Many of the significant safety lapses at U.S. nuclear power plants in 2012 happened because plant owners — and often the Nuclear Regulatory Commission (NRC) — either tolerated known problems or failed to address them adequately, according to a report released today by the Union of Concerned Scientists (UCS). The UCS, a nonprofit, nonpartisan science-based organization, has been evaluating nuclear power plant safety for more than 40 years.

The report, “The NRC and Nuclear Power Plant Safety in 2012: Tolerating the Intolerable,” is the third in an annual series on the performance of U.S. nuclear plants and the NRC. This year’s report documents the special inspections the NRC conducted in response to safety equipment problems and security shortcomings at 12 plants. None of the 14 “near-misses” that triggered special inspections in 2012 harmed plant employees or the public, but their frequency — more than one a month — is high for a mature industry.

“It’s evident the NRC is capable of being an effective watchdog,” said Dave Lochbaum, director of UCS’s Nuclear Safety Project and author of the report. “But too often the agency does not live up to its potential, and we are still finding significant problems at nuclear plants that could trigger a serious accident.”

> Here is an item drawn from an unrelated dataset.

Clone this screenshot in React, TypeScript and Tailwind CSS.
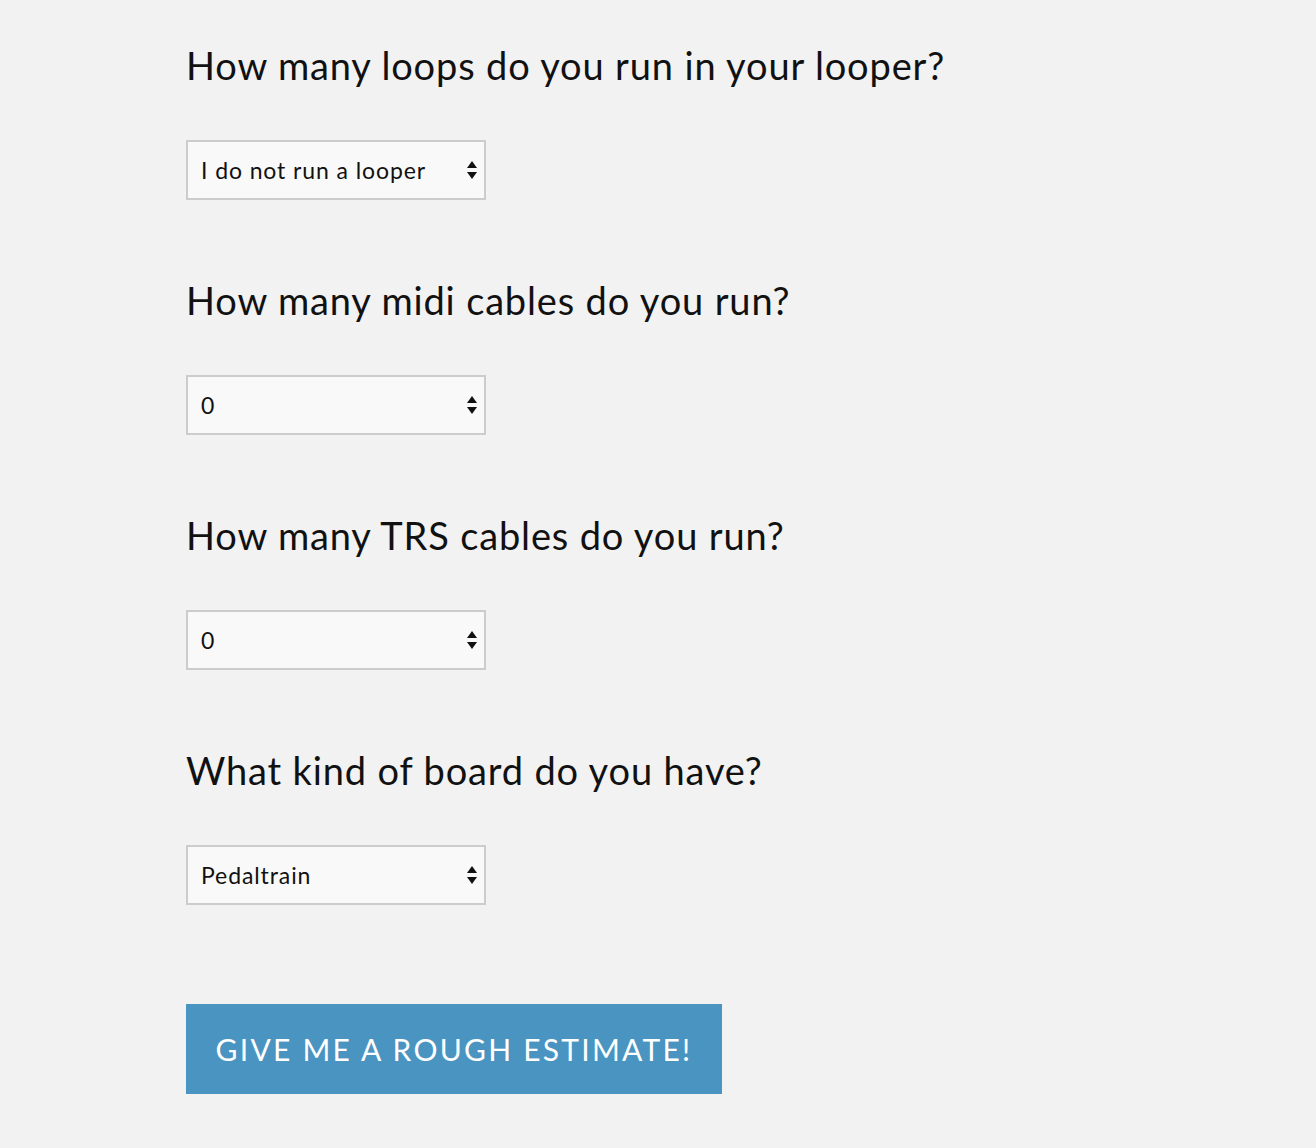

Since UCS began issuing the report, Wolf Creek in Kansas, Palisades in Michigan and Fort Calhoun in Nebraska have been repeat offenders, experiencing three or more near-misses from 2010 through 2012. Over that three-year period, nearly 40 percent of the nuclear fleet experienced conditions that increased their likelihood of reactor core damage by at least a factor of 10 — an unacceptably high percentage.